There was a time when protruding bellies were embraced as a part of the magic of birth. Today, this pregnant woman only eats 20 bananas a day She says, “I’ll let the haters slip on my trail of banana skins.” That sounds unpleasant, but also necessary if it’s the cost of hating on her. She isn’t the only pregnant lady who aims to stay skinny. There is a Spanx for pregnant bellies, which is now being hailed as a pregnancy “must have.”
Here are some things I would assume are pregnancy must-haves: a body pillow, TUMS, Sensodyne toothpaste, vitamins, good medical care, and comfortable shoes. So on the list of must-haves, Spanx would either be last or would inaugurate the “must avoid” list. I say this not only because “Mama Spanx” — as they’re called — make it look like there’s an alien emerging from a lady’s crotch, but also because studies have shown that shaping underwear on pregnant women can negatively affect both the fetus and the mother’s wellbeing.
The fetus argument is a bit of a stretch, but still viable. Doctors affirm that babies are so safely ensconced in the womb that pressure from shaping underwear is largely inconsequential, but experts at the National Childbirth Trust — UK’s largest parenting charity — are a bit more hesitant. Policy adviser Elizabeth Duff told The Daily Mail, “It is important not to restrict blood flow anywhere in the body during pregnancy, as the growing baby needs the oxygen that is supplied through the increased blood volume in expectant women.”
While the science may be a bit tenuous for shapewear’s negative effects on babies, it’s much stronger for the negative effects on mothers. For one, as all women who have ever worn Spanx know, you sometimes can’t distinguish whether you need to pee or the Spanx is just doing its job. Unfortunately for pregnant-slim-seekers, a garment that restricts a woman’s understanding of her body is bad. It could lead to urinary tract infections and other unappealing things no one wants to deal with when pregnant. Second, and more insidious, is the issue of “muscle wastage.” According to a London-based physiotherapist Sammy Margo also told The Mail, pregnant women’s muscle tissue will weaken if they wear Mama Spanx every day of their pregnancy, all the while relying on the Spanx for muscle control in their nether-regions. Then, once the baby is born and the Spanx are off, there’s a much greater chance that the women, with their lower muscle control, will hurt themselves while lifting their new bundle of joy and weight.

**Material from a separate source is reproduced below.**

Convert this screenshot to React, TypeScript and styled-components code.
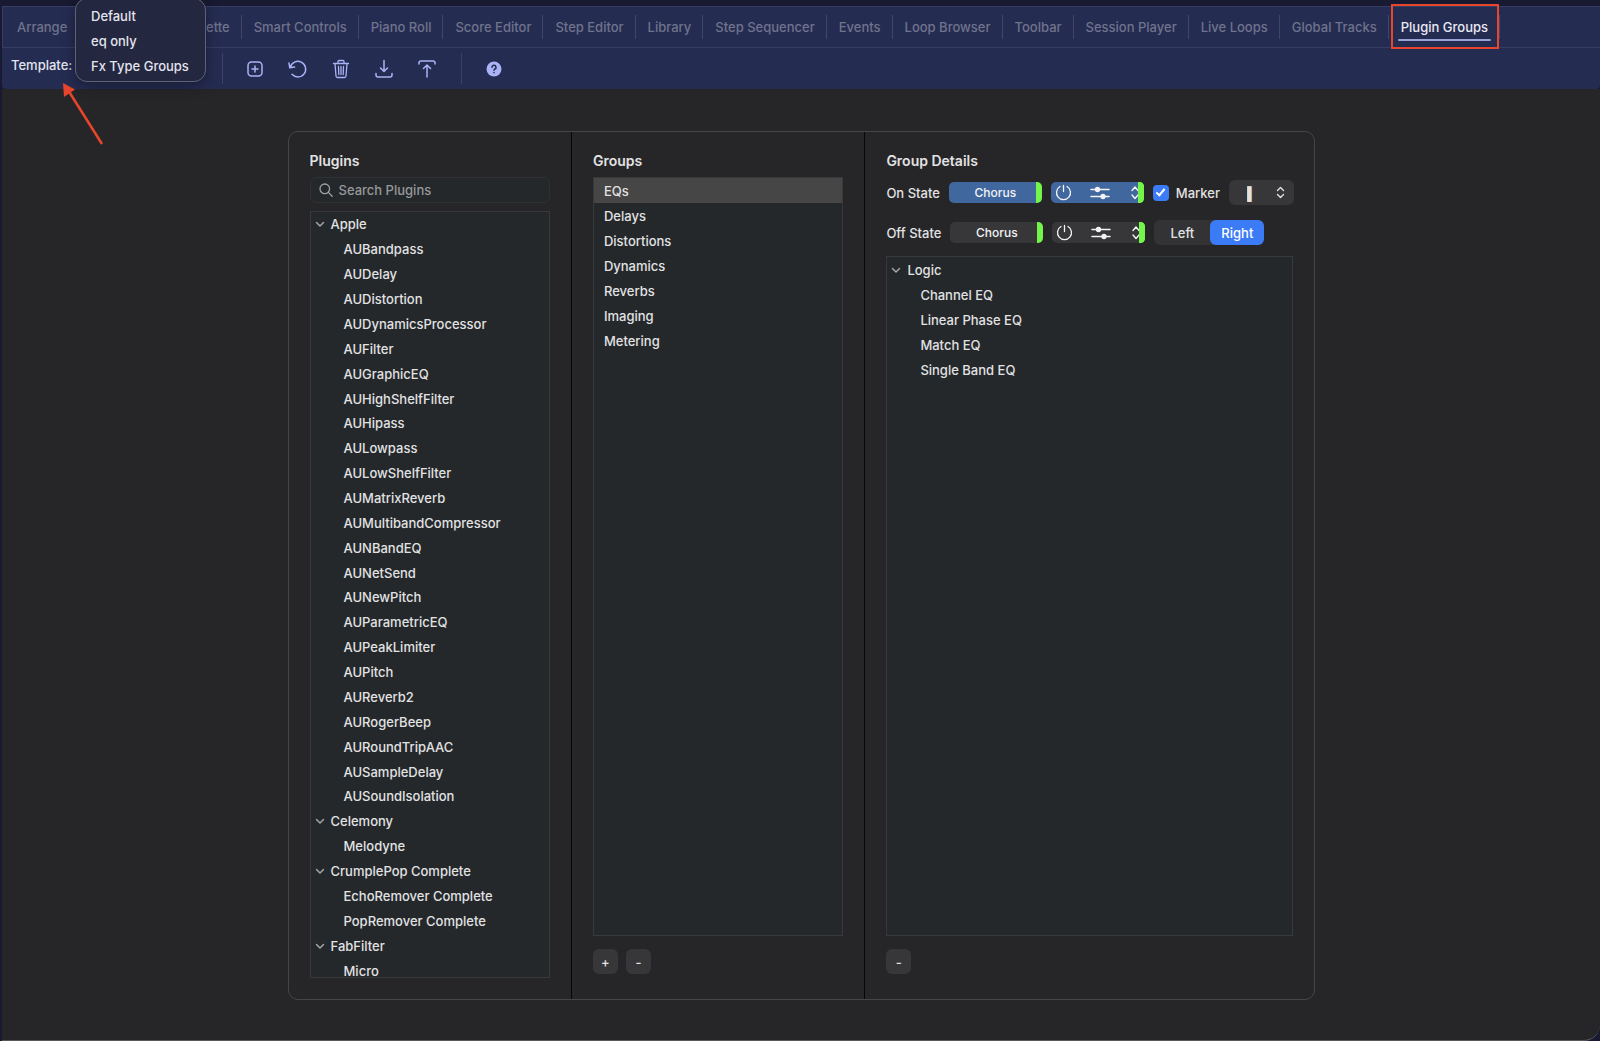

Pregnancy is natural and beautiful, sure, but the majority of pregnant women do not resemble the 20-bananas-diet-lady. With or without Spanx, pregnant bellies will always look pregnant because there is a baby living inside. Our cultural obsession with “the baby bump” has to stop. Poring over pictures of naked bellied celebrities on magazines is weird at best and gross at worst. Meanwhile, sales of Mama Spanx are soaring. This might be an uphill battle. That’s right, hill — the same general shape a pregnant belly should be. Not an odd, oversized acorn.